Nur talebeleri siyaset yapmayınca iktidar kötülerin mi eline geçer?
Siyaset, özellikle uzağında durmaya çalıştığımız bir alan... Bunu ne kadar başarıyoruz, başaramıyoruz tartışılır. Ama biz Nur talebeleri, herkes de bilir ki; fiilen bu işlere karışmamaya, karıştırmamaya çalışıyoruz. Buna en azından niyet ediyoruz. Tamam, içinde yaşadığımız konjonktür dolayısıyla temas ettiğimiz noktalar olmuyor değil, ama esas hedefimiz; ayaklarımızı onun çamurlarına bulaştırmamak. Üstadımızdan aldığımız ders üzere bunun doğru olduğunu biliyoruz, böyle yaşamaya da gayret ediyoruz, ama...

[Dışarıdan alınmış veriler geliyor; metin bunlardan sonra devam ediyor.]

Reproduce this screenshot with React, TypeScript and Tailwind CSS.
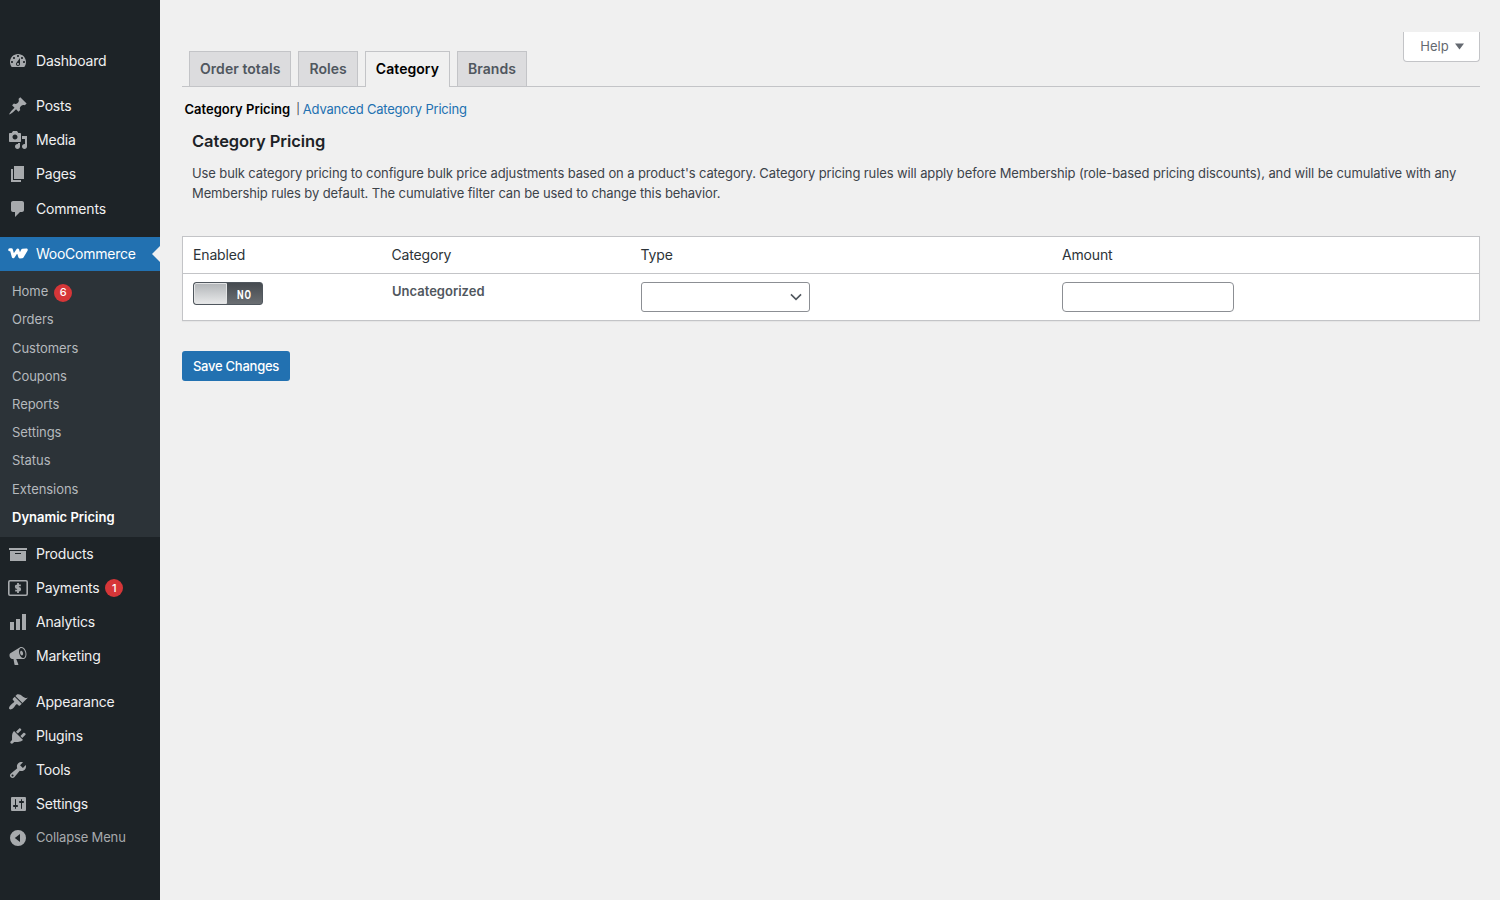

Ama nihayetinde dışarıdan birilerinin bize sorduğu şöyle bir soruya da cevap vermekte zorlanıyoruz: “Şimdi siz Nur talebeleri, siyasetten böyle uzak durursanız, o zaman idareyi kimler eline alır hiç düşündünüz mü? Siz böyle kaçmaya devam ederken bu emanet kimde kalır?”
Bütün bunları düşünürken bugün (20.09.2011) Avcılar’da, Said Taktak ağabeyin Mucizat-ı Ahmediye Risalesi konulu bir dersine katıldım. Ders sırasında okuduğumuz kısım, bu hususta birden bire bana öyle bir ışık oldu ki; bütün müşküllerimi halletti. Bakınız orada bir paragrafta Üstad Hazretleri neler söylüyordu:
“Hem eğer Hazret-i Ali olmasaydı, dünya saltanatı, mülûk-u Emeviyeyi bütün bütün yoldan çıkarmak muhtemeldi. Halbuki, karşılarında Hazret-i Ali ve Âl-i Beyti gördükleri için, onlara karşı muvazeneye gelmek ve ehl-i İslâm nazarında mevkilerini muhafaza etmek için, ister istemez, Emeviye devleti reislerinin umumu, kendileri olmasa da, herhalde teşvik ve tasvipleriyle, etbâları ve taraftarları, bütün kuvvetleriyle hakaik-i İslâmiyeyi ve hakaik-i imaniyeyi ve ahkâm ı Kur’âniyeyi muhafazaya ve neşre çalıştılar. Yüzbinlerle müçtehidîn-i muhakkikîn ve muhaddisîn-i kâmilîn ve evliyalar ve asfiyalar yetiştirdiler. Eğer karşılarında Âl-i Beytin gayet kuvvetli velâyet ve diyanet ve kemâlâtı olmasaydı, Abbasîlerin ve Emevîlerin âhirlerindeki gibi, bütün bütün çığırdan çıkmak muhtemeldi.”
İşte bu kısmı okuyunca anladım ki; Nur talebelerinin siyaset karşısındaki duruşu da, Ehl-i Beyt’in Emeviye ve Abbasi karşısındaki duruşu gibidir. Yani Nur talebeleri kendilerinde bulunan faziletle, hakperestlikle ve ihlaslarıyla o siyaset dairesindeki insanları da kendileri gibi olmaya zorlarlar. Nur talebelerinin toplumdaki kıymetini ve gördükleri ilgiyi bildikleri için; “onlarla muvazeneye gelmemek” niyetiyle ister istemez kendilerini bir nebze İslam’a ve insanlığa adarlar.
Üstadın kendi ömrü boyunca duruşuyla, elini siyasete bulaştırmadan ülkenin gidişatında söz sahibi olabilmesi belki de bu sırdandır. Ki kendisi de defaatle Risale-i Nur metinleri içinde Ehl-i Beyt mesleği üzerine çalıştıklarını beyan etmektedirler. Nur metinlere aşina olanlar, bilirler.
Belki de Nur talebelerinin bu Ehl-i Beyt misali siyasetten uzak duruşudur ki; ehl-i siyaseti sapıtmaktan, taşkınlık yapmaktan, Emevilerin ahiri gibi olmaktan korumaktadır. Yani Nur talebeleri siyasete karışmasalar da, siyasette dengelerin korunmasına vesiledirler.
Yukarıda geçen bahis sayesinde, Allah’a şükürler olsun ki, bunu anladım ve Nur talebesi olduğuma şükrettim. Rabbim, ömrümüzün sonuna kadar siyasete karışmayan, ama siyasilere ayar veren manevî Ehl-i Beyt üyelerinden, Nur talebelerinden eylesin, amin. Zira mesleğimiz çok temiz, hiç çamur kaldıramıyor.